Sinn Fein president Mary Lou McDonald has said Gerry Adams will not stand as the party's Irish presidential candidate.
The Irish presidential election will take place in November, with incumbent Michael D Higgins yet to state categorically if he will seek a second term.
Speaking to the Irish Times, Mrs McDonald said her party would field a candidate in the upcoming election, but that it would not be Gerry Adams.
Gerry Adams stepped down from his position as Sinn Fein leader in February, ending 34 years at the head of the party and adding to speculation he could be considering a possible run for the Aras.
In an interview with RTE's This Week in November last year, Mr Adams categorically stated he would not contest the presidency - in line with his plans not to contest any further political elections.
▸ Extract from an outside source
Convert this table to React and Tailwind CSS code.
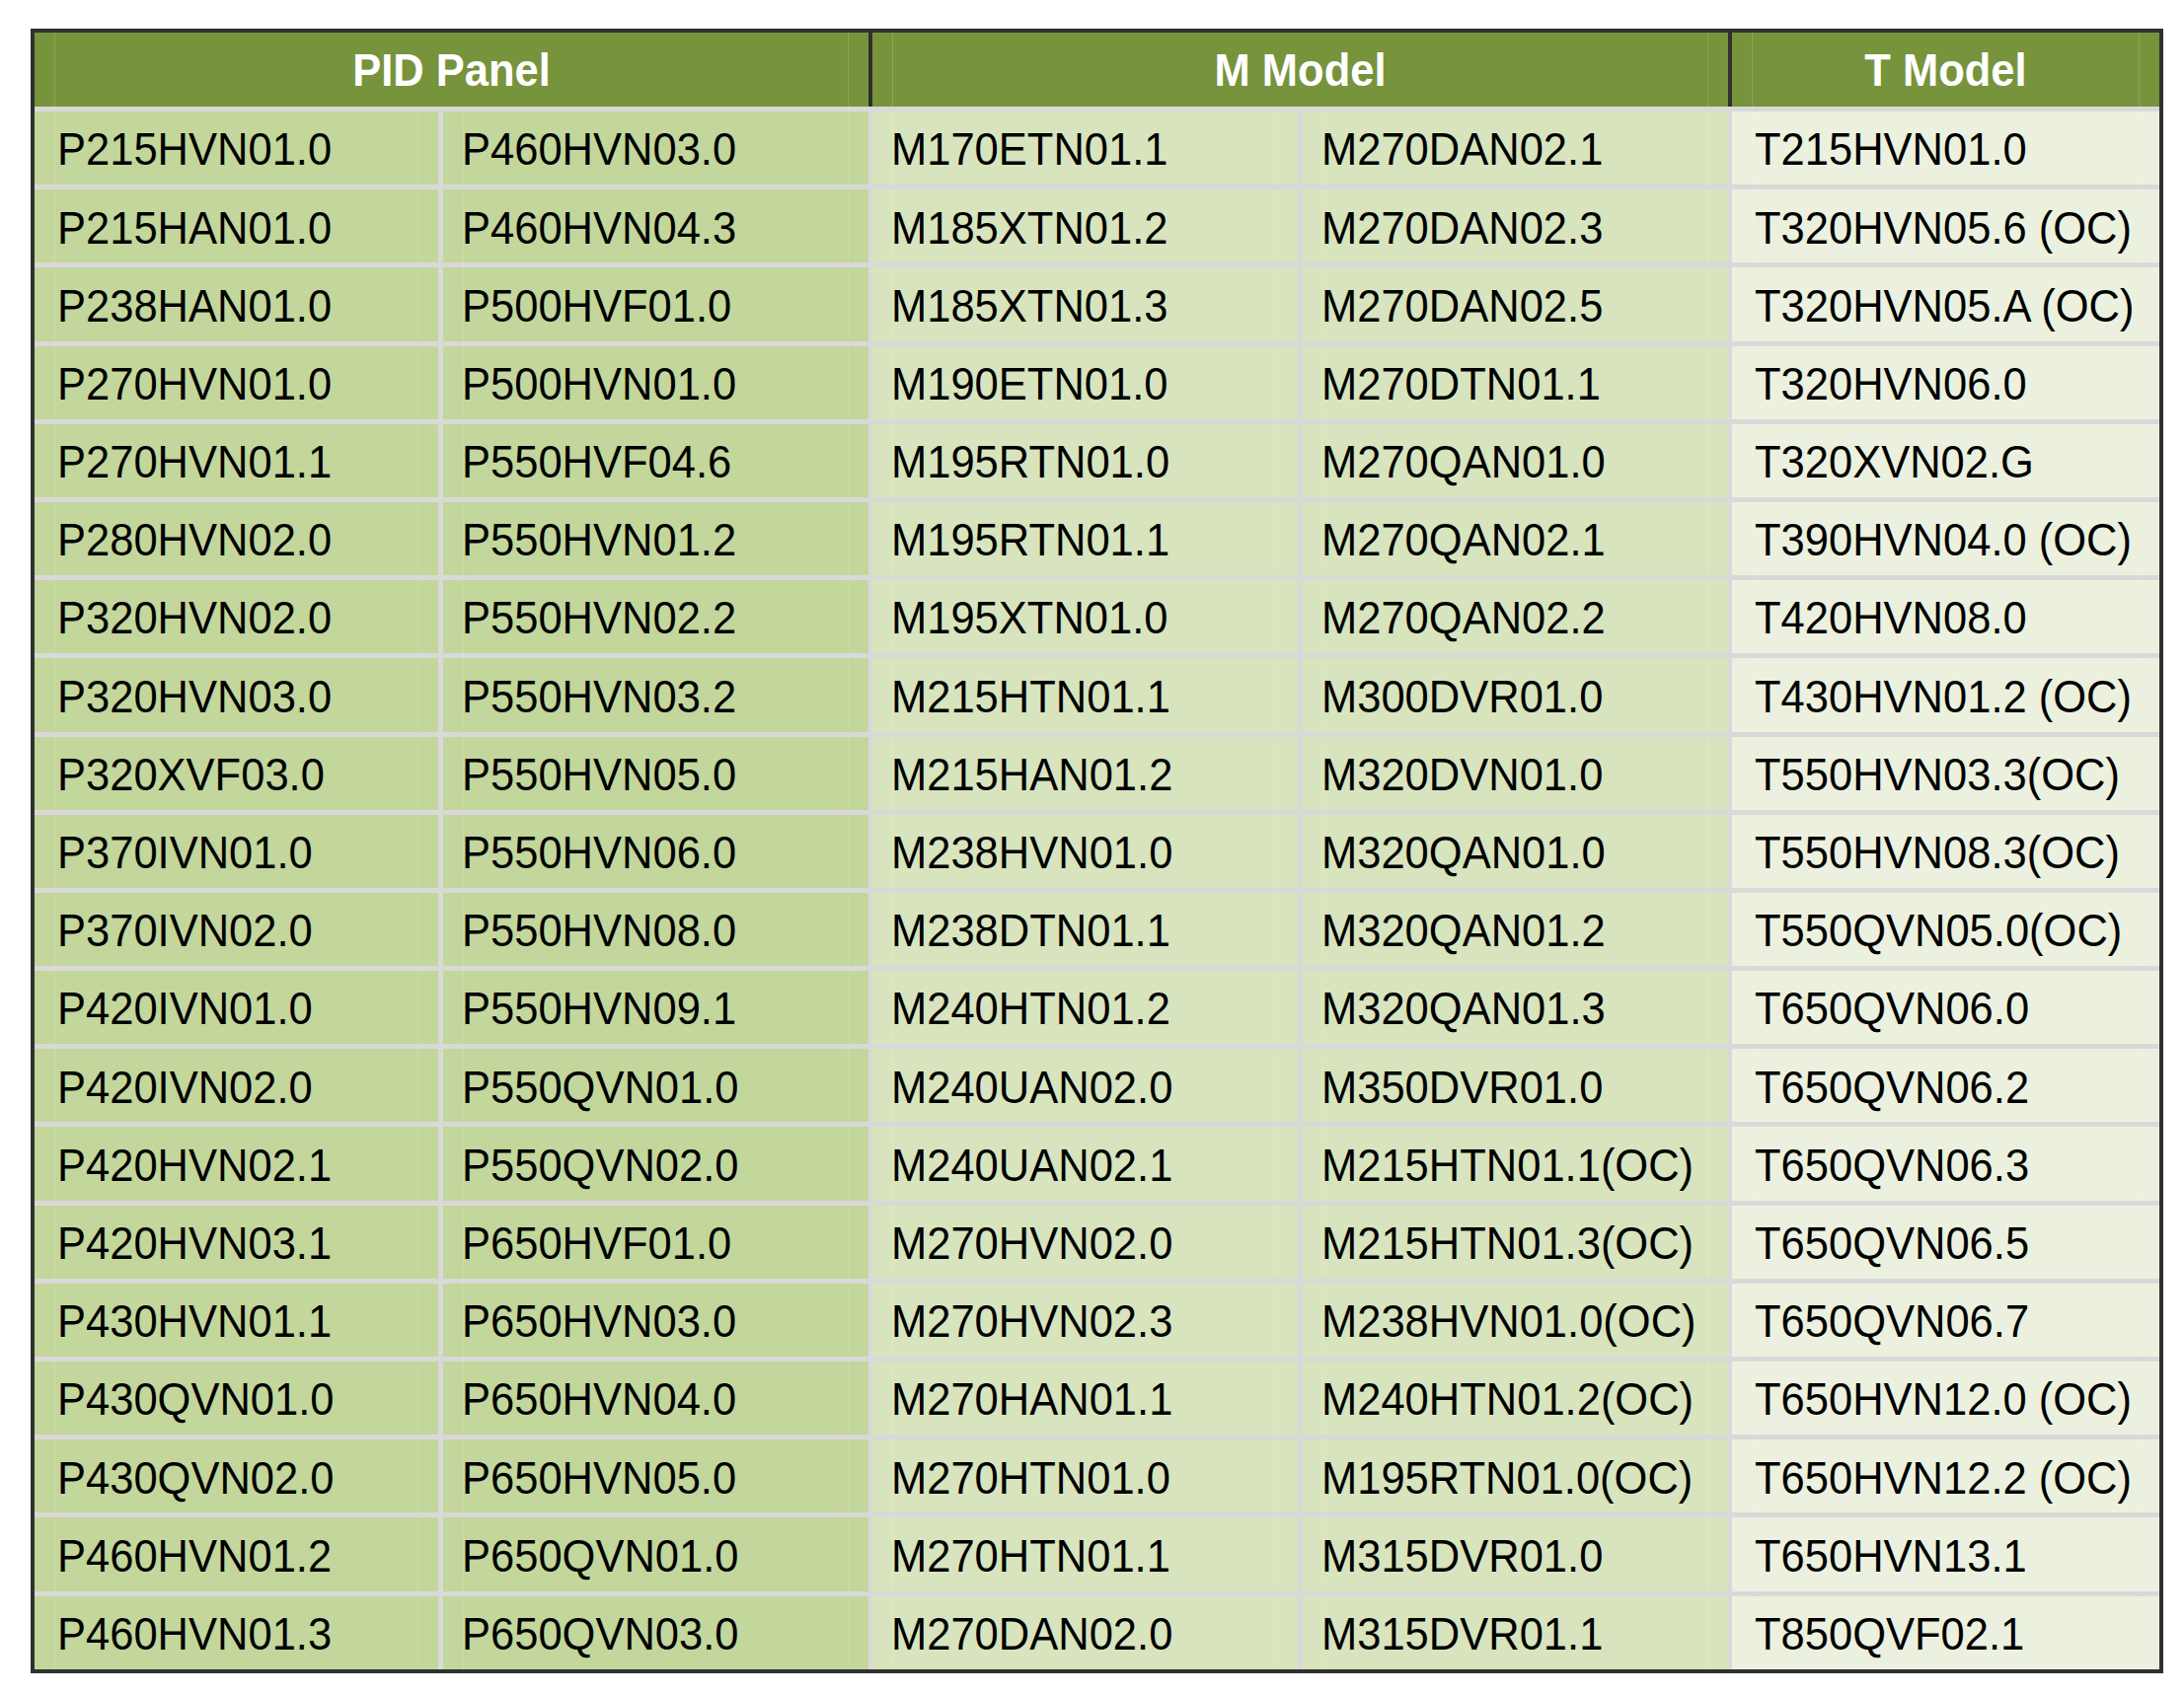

In her interview with the Irish Times, Mrs McDonald expressed admiration for President Higgins but said she believed there should be an election for the Irish presidency, and it would be "healthier to have the debate" than for Mr Higgins to be returned to office uncontested.
During his 2011 run for the Irish presidency Michael D Higgins stated he would only stand for one seven-year term, but since then has refused to rule out a second term in office.
President Higgins has drawn wide public support while in office, with opinion polls finding more than three quarters of people support him staying on in his position.
The declaration from Mrs McDonald that Sinn Fein plan to run a candidate would appear to rule out the possibility of Mr Higgins being returned uncontested.
Sinn Fein's former deputy first minister, the late Martin McGuinness contested the 2011 Irish presidential election, gathering 13.7% of the first preference vote and being eliminated on the third count.